Abraham Nuncio
Regreso a Chipinque

¿Puede alguien imaginar a la República Mexicana como territorio privado en 90 por ciento? Si así llegara a ocurrir, la incapacidad de gobernar sería, entre otras, una de sus nefastas consecuencias. Las políticas fiscales, ecológicas, de asentamientos humanos, de servicios, de infraestructura económica, de protección civil, de uso de la tierra para fines públicos resultarían inviables. O al menos de difícil instrumentación y ciertamente onerosas.

La imaginación, que a veces no da para tanto, suele ser desbordada por la realidad. Existe ya el ejemplo real de la privatización casi absoluta de un territorio. En Nuevo León, un porcentaje de las tierras rurales y urbanas como el apuntado pertenece a particulares. De aquí lo caro del suelo y la dificultad -a veces incluso la imposibilidad- de realizar obras de beneficio común sin toparse con los intereses de terratenientes pequeños, medianos y grandes. Sobre todo los de estos últimos. Gigantescos latifundios en el campo y la ciudad son propiedad de unos cuantos propietarios que impiden al estado trazar cualquier política que implique el uso de la tierra con fines de utilidad pública.
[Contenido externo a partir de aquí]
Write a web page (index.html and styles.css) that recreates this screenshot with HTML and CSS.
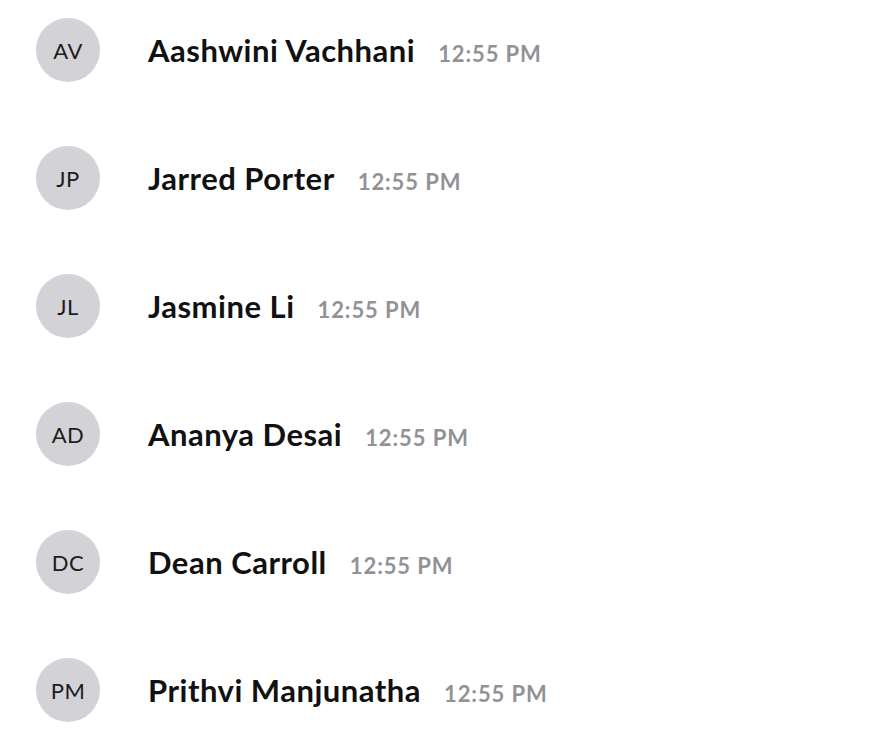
FILE: index.html
```html
<!DOCTYPE html>
<html>
<head>
<meta charset="utf-8">
<link rel="stylesheet" href="styles.css">
</head>
<body>
<ul class="list">
  <li class="row"><div class="avatar">AV</div><div class="meta"><span class="name">Aashwini Vachhani</span><span class="time">12:55 PM</span></div></li>
  <li class="row"><div class="avatar">JP</div><div class="meta"><span class="name">Jarred Porter</span><span class="time">12:55 PM</span></div></li>
  <li class="row"><div class="avatar">JL</div><div class="meta"><span class="name">Jasmine Li</span><span class="time">12:55 PM</span></div></li>
  <li class="row"><div class="avatar">AD</div><div class="meta"><span class="name">Ananya Desai</span><span class="time">12:55 PM</span></div></li>
  <li class="row"><div class="avatar">DC</div><div class="meta"><span class="name">Dean Carroll</span><span class="time">12:55 PM</span></div></li>
  <li class="row"><div class="avatar">PM</div><div class="meta"><span class="name">Prithvi Manjunatha</span><span class="time">12:55 PM</span></div></li>
</ul>
</body>
</html>
```
FILE: styles.css
```css
html, body {
  margin: 0;
  padding: 0;
  background: #ffffff;
  font-family: Lato, "Noto Sans", sans-serif;
  color: #111111;
}
.list {
  list-style: none;
  margin: 0;
  padding: 18px 0 0 36px;
  display: flex;
  flex-direction: column;
  gap: 64px;
}
.row {
  display: flex;
  align-items: center;
  gap: 48px;
  height: 64px;
}
.avatar {
  width: 64px;
  height: 64px;
  border-radius: 50%;
  background: #d3d3d7;
  display: flex;
  align-items: center;
  justify-content: center;
  font-size: 22px;
  letter-spacing: 0.5px;
  color: #1d1c1d;
  flex-shrink: 0;
}
.meta {
  display: flex;
  align-items: baseline;
  gap: 23px;
}
.name {
  font-weight: 700;
  font-size: 31px;
  letter-spacing: 0.5px;
  color: #111111;
}
.time {
  font-weight: 700;
  font-size: 22px;
  letter-spacing: 0.9px;
  color: #929296;
}
```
Algunos de esos latifundios se han establecido en Chipinque, estrado de la Sierra Madre Oriental famoso por su belleza forestal, sus reuniones políticas y, más recientemente, por sus incendios y deslaves.

Lázaro Cárdenas quiso impedir que su colega y rival, el general Juan Andrew Almazán, se apoderara, como finalmente lo hizo, de buena parte de Chipinque. Decretó durante su gobierno que éste y una amplia zona que comprendía eminencias, cañones y estribaciones de la propia Sierra Madre fuera considerado parque nacional.

La regresión que se produjo luego del sexenio cardenista propició una rapiña sobre los recursos naturales del país a la que no se le ve fecha de cierre. Chipinque, por esta vía, ingresó más tarde a la especulación inmobiliaria. Y aunque se logró preservar una parte considerable de su superficie, a partir de los años 70 empezó a ser objeto de una piratería sin límites. Por supuesto, no sin la complicidad de las autoridades.

En Chipinque se ha fraccionado con y sin permiso, se ha deforestado igual, se ha construido en lugares peligrosos. También allí han nacido clubes de vecinos amantes de la ecología cuyas acciones fraternizan con hobbies de fin de semana y patronatos que actúan como propietarios del lugar bajo el enraizado prejuicio de que si hay alguna administración que se justifique a priori ésa es la privada.

Durante su sexenio, el gobernador Jorge Treviño (1985-1991) llevó a cabo una como segunda expropiación de poco más de 2 mil hectáreas en Chipinque. Hubo, desde luego, oposición por parte de sus aparentes propietarios. Finalmente se concretó pero, manes del salinismo ultraprivatizador, en la administración siguiente el decreto fue revocado sin que pasara, como procedía, por la autoridad del Congreso local.

Ahora el gobierno panista de Fernando Canales ha considerado inválida la revocación del decreto expropiatorio, e interpreta que la superficie expropiada pertenece al estado. El caso está en estudio.

Sin tener que esperar al desenlace de este nuevo episodio en torno a Chipinque, es pertinente plantearse la necesidad de revisar legislativamente y en la práctica la posesión de tierras urbanas y rurales en todo el país. Anomalías como las de Chipinque, que se traducen en especulación y actos predatorios, exigen ser corregidas de inmediato. Pero no sólo: es preciso volver a reformar el 27 constitucional para darle a la tenencia de la tierra un sentido social, un uso racional y un futuro humano.

Si escandalosas fueron las modificaciones al artículo 27 de la Constitución con Salinas, apática -por decir lo menos- ha sido la actitud del Congreso de la Unión y señaladamente de la Cámara de Diputados hegemonizada por la oposición respecto a la tenencia de la tierra. La ecología del país es destruida por la explotación aberrante que se hace de sus recursos naturales, y los espacios que debieran ser de uso y beneficio común son negocios privados de la peor laya.

A muchas cosas hay que ponerles un hasta aquí. La democracia, el bien común, el ejercicio republicano y otros términos que por lo general sólo sirven de jardinería a discursos y desplegados requieren encarnar en actos que sirvan a un proyecto de país en el que el interés privado, ahora atrincherado en un concepto de libertad excluyente y de un derecho de propiedad que se quiere absolutizar haciéndolo pasar por sagrado, no prevalezca sobre el interés común. Un proyecto, en suma, que opere al contrario.